Here's a look at the main candidates vying to take office: PEDRO SÁNCHEZ Sánchez, the Socialist party leader and incumbent prime minister, is aiming to pull off yet another unexpected political turnaround.
He was forced to call an early election when his minority government failed to pass a national spending bill in February. Now, all polls forecast that the Socialists will overtake the conservative Popular Party to garner the most votes on Sunday, but it will be nowhere near a majority.
That would be another surprising victory for the 47-year-old former basketball player who temporarily lost his party leadership in 2016 in an internal spat following two crushing defeats in consecutive national elections.
But rank-and-file party members took back Sánchez as the Socialists' general secretary in mid-2017 and a year later he engineered a stunning maneuver and became prime minister, forcing his predecessor, Mariano Rajoy, to face a no-confidence vote over corruption cases tainting the Popular Party.
PABLO CASADO Casado is facing his first election as head of the Popular Party, Spain's dominant conservative political force for the past three decades. The 38-year-old lawyer, who has made most of his career in politics, took over as party chief in July vowing to clean up party corruption with a zero-tolerance approach.
Casado has been dragging the party toward more conservative ground and calling for a stronger stance on Catalan separatism. The goal is to prevent a flood of votes going to the center-right Citizens party, perceived as tougher on the Catalonia issue, and the far-right Vox.

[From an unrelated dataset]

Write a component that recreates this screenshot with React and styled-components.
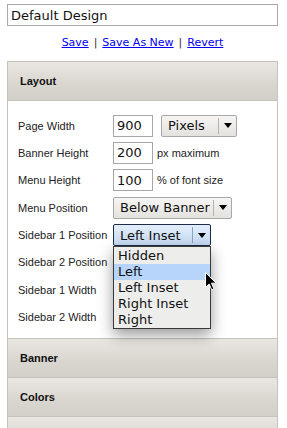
import React from "react";
import styled, { createGlobalStyle } from "styled-components";

const Global = createGlobalStyle`
  html, body { margin: 0; padding: 0; background: #fff; }
  body { font-family: "Liberation Sans", Arial, sans-serif; }
`;

const Page = styled.div`
  width: 287px;
  padding: 4px 9px 0 7px;
  box-sizing: border-box;
`;

const NameInput = styled.input`
  display: block;
  width: 271px;
  height: 22px;
  box-sizing: border-box;
  border: 1px solid #a9a9a9;
  padding: 0 3px;
  font: 13px "DejaVu Sans", sans-serif;
  color: #111;
  outline: none;
`;

const Links = styled.div`
  margin: 10px 0 11px;
  text-align: center;
  font: 11px/14px "DejaVu Sans", sans-serif;
  color: #333;
`;

const Link = styled.a`
  color: #0000ee;
  text-decoration: underline;
`;

const Sep = styled.span`
  margin: 0 5px;
`;

const Panel = styled.div`
  width: 271px;
  box-sizing: border-box;
  border-left: 1px solid #c6c2bc;
  border-right: 1px solid #c6c2bc;
`;

const Header = styled.div`
  height: 38px;
  border-top: 1px solid #c6c2bc;
  background: linear-gradient(#eae7e3, #d9d5cf 60%, #d3cfc9);
  display: flex;
  align-items: center;
  padding-left: 12px;
  font: bold 11px "Liberation Sans", Arial, sans-serif;
  color: #111;
`;

const Content = styled.div`
  height: 238px;
  border-top: 1px solid #c6c2bc;
  background: #fff;
  padding: 13px 0 0 10px;
  box-sizing: border-box;
  display: grid;
  grid-template-columns: 95px 1fr;
  grid-auto-rows: 23px;
  row-gap: 4.4px;
  align-items: center;
`;

const Label = styled.div`
  font: 11px "Liberation Sans", Arial, sans-serif;
  color: #222;
`;

const Controls = styled.div`
  display: flex;
  align-items: center;
  gap: 8px;
  position: relative;
`;

const NumInput = styled.input`
  width: 40px;
  height: 22px;
  box-sizing: border-box;
  border: 1px solid #a7a7a7;
  padding: 0 3px;
  font: 13px "DejaVu Sans", sans-serif;
  color: #111;
  outline: none;
`;

const Unit = styled.span`
  font: 11px "Liberation Sans", Arial, sans-serif;
  color: #222;
  margin-left: -4px;
`;

const SelectBox = styled.div`
  position: relative;
  display: flex;
  align-items: center;
  width: ${(p) => p.$w}px;
  height: 22px;
  box-sizing: border-box;
  border: 1px solid ${(p) => (p.$focus ? "#1d2b45" : "#a8a8a8")};
  border-radius: 2px;
  background: ${(p) =>
    p.$focus
      ? "linear-gradient(#e3eefb, #c4d9f2)"
      : "linear-gradient(#f6f5f3, #e4e2df)"};
  font: 13px "DejaVu Sans", sans-serif;
  color: #111;
`;

const SelectText = styled.span`
  flex: 1;
  padding-left: 6px;
  white-space: nowrap;
`;

const ArrowCell = styled.span`
  width: 17px;
  height: 16px;
  border-left: 1px solid ${(p) => (p.$focus ? "#8fa3bf" : "#b5b3b0")};
  display: flex;
  align-items: center;
  justify-content: center;
`;

const Menu = styled.ul`
  position: absolute;
  top: 22px;
  left: 0;
  width: 98px;
  margin: 0;
  padding: 1px 0 0;
  list-style: none;
  box-sizing: border-box;
  border: 1px solid #3a3a3a;
  background: #ededeb;
  box-shadow: 0 6px 14px rgba(0, 0, 0, 0.4);
  z-index: 5;
`;

const Item = styled.li`
  height: 16px;
  padding-left: 4px;
  font: 13px/16px "DejaVu Sans", sans-serif;
  color: #111;
  background: ${(p) => (p.$active ? "#b7d5fb" : "transparent")};
`;

const Cursor = styled.svg`
  position: absolute;
  left: 92px;
  top: 48px;
  z-index: 6;
`;

const Arrow = () => (
  <svg width="8" height="5" viewBox="0 0 8 5">
    <path d="M0 0H8L4 5Z" fill="#000" />
  </svg>
);

const Select = ({ w, value, focus }) => (
  <SelectBox $w={w} $focus={focus}>
    <SelectText>{value}</SelectText>
    <ArrowCell $focus={focus}>
      <Arrow />
    </ArrowCell>
  </SelectBox>
);

export default function App() {
  return (
    <Page>
      <Global />
      <NameInput defaultValue="Default Design" />
      <Links>
        <Link href="#">Save</Link>
        <Sep>|</Sep>
        <Link href="#">Save As New</Link>
        <Sep>|</Sep>
        <Link href="#">Revert</Link>
      </Links>
      <Panel>
        <Header>Layout</Header>
        <Content>
          <Label>Page Width</Label>
          <Controls>
            <NumInput defaultValue="900" />
            <Select w={76} value="Pixels" />
          </Controls>
          <Label>Banner Height</Label>
          <Controls>
            <NumInput defaultValue="200" />
            <Unit>px maximum</Unit>
          </Controls>
          <Label>Menu Height</Label>
          <Controls>
            <NumInput defaultValue="100" />
            <Unit>% of font size</Unit>
          </Controls>
          <Label>Menu Position</Label>
          <Controls>
            <Select w={119} value="Below Banner" />
          </Controls>
          <Label>Sidebar 1 Position</Label>
          <Controls>
            <Select w={98} value="Left Inset" focus />
            <Menu>
              <Item>Hidden</Item>
              <Item $active>Left</Item>
              <Item>Left Inset</Item>
              <Item>Right Inset</Item>
              <Item>Right</Item>
            </Menu>
            <Cursor width="12" height="19" viewBox="0 0 12 19">
              <path
                d="M0.5 0.5V15.5L4.2 12L6.8 18L9 17L6.5 11.2H11.3Z"
                fill="#000"
                stroke="#fff"
                strokeWidth="1"
              />
            </Cursor>
          </Controls>
          <Label>Sidebar 2 Position</Label>
          <Controls />
          <Label>Sidebar 1 Width</Label>
          <Controls />
          <Label>Sidebar 2 Width</Label>
          <Controls />
        </Content>
        <Header>Banner</Header>
        <Header>Colors</Header>
        <Header />
      </Panel>
    </Page>
  );
}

ALBERT RIVERA The 39-year-old Rivera is anything but shy. A university debate champion and water polo player in his youth, Rivera made his debut in politics in 2006 at age 27 by posing nude for a campaign poster.
He has since led Citizens. It began as a tiny party in Barcelona, created to fight the local Catalan secessionist movement, and it has now spread across Spain. Presenting himself as a champion of the free market, Rivera's party has tried to carve out a space in the center of Spanish politics, enticing voters from both the Socialists and the Popular Party.
Citizens' newcomer status is now threatened by the upstart Vox, which is also luring conservative voters. PABLO IGLESIAS Iglesias was tipped to lead a leftist takeover of Spain in 2015. Now, the ponytailed former TV politics commentator is struggling to keep his far-left United We Can party from breaking apart.
United We Can has been wracked by in-fighting among its leaders and the polls show it may pay a heavy price. After returning from paternity leave to care for his premature twins he had with party No. 2 Irene Montero, the 40-year-old Iglesias is trying to rekindle the indignation of the jobless and those most hurt by austerity measures.
Sánchez may need to rely on Iglesias for support in a coalition. SANTIAGO ABASCAL Abascal is the scion of a family targeted by the now-defunct separatist group ETA in his native Basque region. He made his career as a member of the Popular Party and now hopes he and others from his Vox party will become the first far-right lawmakers to sit in parliament since the 1980s.
The platform of Vox, which means voice in Latin, is to defend Spain from what it says are the dangers of separatism, Muslim immigration, feminism and liberals. The 43-year-old Abascal unapologetically defends hunting, bullfighting and traditional and Catholic family values.
He has said that he wants to "reconquer" Spain, a reference to the 15th-century expulsion of Muslims and Jews from Spanish territory. The pistol-carrying politician has called for dropping strict gun controls.